A DOI may refer to a journal or book (a title-level DOI), or to a specific article or chapter.
Journals and DOIs
Like a set of nesting dolls, a journal may be made up of volumes, each containing a number of issues, each containing a number of articles. You can assign a DOI at each level, for example:
journal-level-DOI (sometimes called the title-level-DOI) 10.5555/QYPF2031. Like an ISSN, it refers to the whole journal
volume-level-DOI 10.5555/FFFU4804
issue-level-DOI 10.5555/QKLE5634
article-level-DOI 10.5555/CNBT7653
The role of the journal-level-DOI, volume-level-DOI, and issue-level-DOI is to link persistently to a point in the journal structure. These DOIs do not have any associated content, and it does not cost anything to register these DOIs.

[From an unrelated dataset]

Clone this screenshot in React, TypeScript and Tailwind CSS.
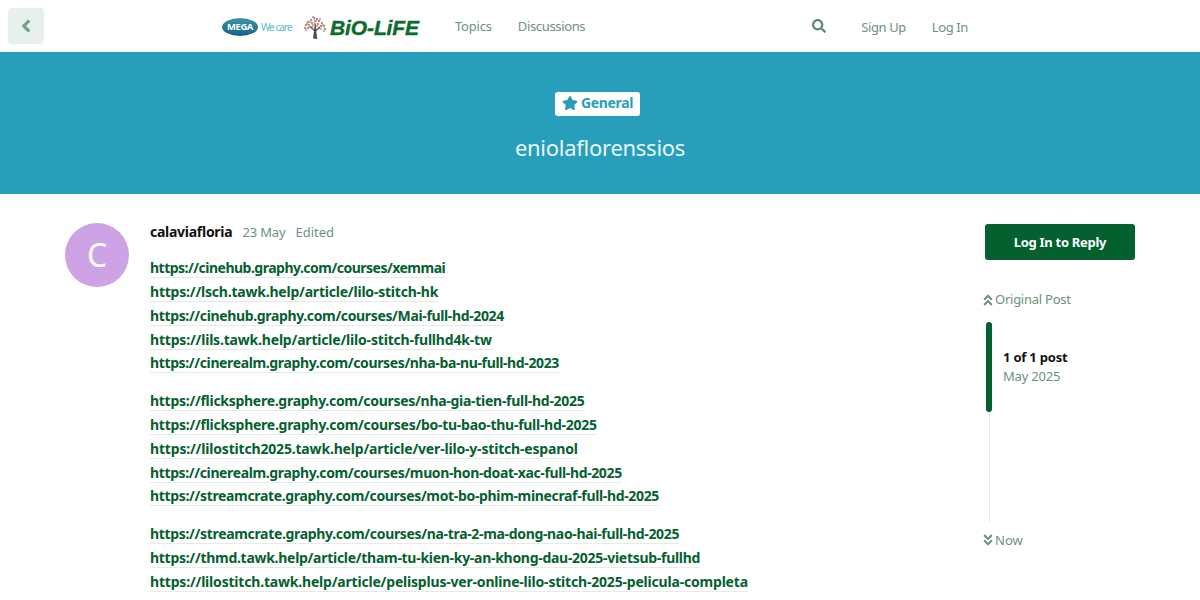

However, article-level-DOIs do have associated content, and therefore a fee applies to register these DOIs.
Books and DOIs
Like a set of nesting dolls, a book may be made up of chapters. Again, you can assign a DOI at each level, for example:
book-level-DOI (sometimes called the title-level-DOI) 10.5555/ZAAR1365. Just like an ISBN, it refers to the whole book.
chapter-level-DOI 10.5555/TFWD2627
Both book-level-DOIs and chapter-level-DOIs have associated content, and therefore a fee applies to register these DOIs.